Question

An electron in the hydrogen atom jumps excited state ${\text{n}}$ to the ground state. The wavelength so emitted illuminates a photosensitive material having work function ${\text{2}}{\text{.75eV}}$. If the stopping potential of the photoelectron is ${\text{10V}}$, the value of ${\text{n}}$ is:

Answer 1

This question is based on the concept of photoelectric effect and the concept Bohr’s atom. It also involves the concept of stopping potential & Einstein’s Equations of photoelectric effect, along with the work function of the metal.

Complete step by step Solution:
From Einstein’s photoelectric effect equation.
Given as, Kinetic Energy maximum,
${\text{K}}{{\text{E}}_{{\text{max}}}}{{ = h\nu - w}}$
Where, ${{K}}{{{E}}_{{{max}}}}$ is the maximum kinetic energy of the emitted photoelectron
${{h = }}$ Plank’s constant
${{\nu = }}$ frequency of the incident photon
${{w = }}$ work function of the metal
It is given that work function,
${\text{w = 2}}{\text{.75ev}}$
It is known that the stopping potential.
${{\text{V}}_{{\text{stop}}}}{\text{ = 10V}}$
It is known that ${{\text{V}}_{{\text{stop}}}}$ is the potential which will stop even the fastest moving photoelectron.
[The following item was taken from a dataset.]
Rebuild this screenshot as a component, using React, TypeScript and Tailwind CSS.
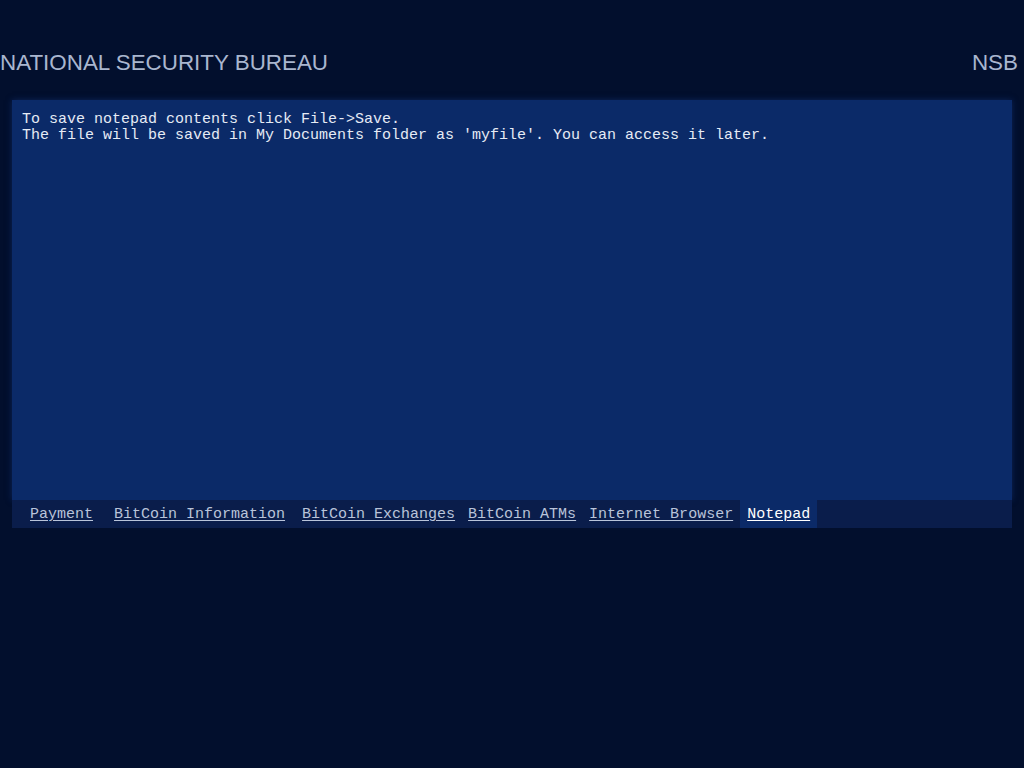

This implies that ${{\text{V}}_{{\text{stop}}}}{\text{ = K}}{{\text{E}}_{{\text{max}}}}$.
So, ${\text{e}}{{\text{V}}_{{\text{stop}}}}{\text{ = K}}{{\text{E}}_{{\text{max}}}}$
$\Rightarrow {{\text{V}}_{{\text{stop}}}}{\text{ = }}\dfrac{{{\text{K}}{{\text{E}}_{{\text{max}}}}}}{{\text{e}}}$
If ${\text{K}}{{\text{E}}_{{\text{max}}}}$ is in Joules, then $\dfrac{{{\text{K}}{{\text{E}}_{{\text{max}}}}}}{{\text{e}}}$ should be in ${\text{eV}}$.
So , ${\text{K}}{{\text{E}}_{{\text{max}}}}\left( {{\text{eV}}} \right){\text{ = 10}}$
Putting the values in the photoelectric effect equation, ${{10 = h\nu - 2}}{\text{.75}}$
${{h\nu = 12}}{\text{.75eV}}$
Now, coming to the concept of Bohr atom, we know that ${{h\nu }}$ is the energy of the photon emitted when the electron jumps from ${{\text{n}}^{{\text{th}}}}$ orbit to the ground state.
Energy difference ${{\Delta }}{{\text{E}}_{\text{n}}}$ between ${{\text{n}}^{{\text{th}}}}$ excited state and ground state is given by,
${{\Delta E = 13}}{{.6 \times }}\left( {{{1 - }}\dfrac{{\text{1}}}{{{{\text{n}}^{\text{2}}}}}} \right)$
Energy difference ${{\Delta }}{{{E}}_{\text{n}}}{\text{ = 12}}{\text{.75eV}}$
So, putting the values, we get
${\text{12}}{\text{.75 = 13}}{{.6 \times }}\left( {{{1 - }}\dfrac{{{1}}}{{{{{n}}^{{2}}}}}} \right)$
$\Rightarrow \dfrac{{{\text{12}}{\text{.75}}}}{{{\text{13}}{\text{.6}}}}{\text{ = 1 - }}\dfrac{{\text{1}}}{{{{\text{n}}^{\text{2}}}}}$
$\Rightarrow {\text{0}}{\text{.9375 = 1 - }}\dfrac{{\text{1}}}{{{{\text{n}}^{\text{2}}}}}$
$\Rightarrow \dfrac{{\text{1}}}{{{{\text{n}}^{\text{2}}}}}{\text{ = 0}}{\text{.0625}}$
$\Rightarrow {{\text{n}}^{\text{2}}}{\text{ = }}\dfrac{{\text{1}}}{{{\text{0}}{\text{.0625}}}} \\\ \\\ \Rightarrow {\text{n = }}\sqrt {\dfrac{{\text{1}}}{{{\text{0}}{\text{.0625}}}}} {\text{ = 4}}$

So, the electron drops from the state with, ${\text{n = 4}}$ to ground state.

Additional Information: Care should be taken in interpreting the units as most of the data is given in terms of ${\text{eV}}$. The conversion of ${\text{eV}}$into Joule or Vice versa should be remembered. Also it's a question having multiple concepts, so all the concepts should be remembered properly.

Note: If kinetic energy maximum has to be found out in ${\text{eV,}}$ then its value in ${\text{eV}}$ is equal is always equal to the value of stopping potential in Volts.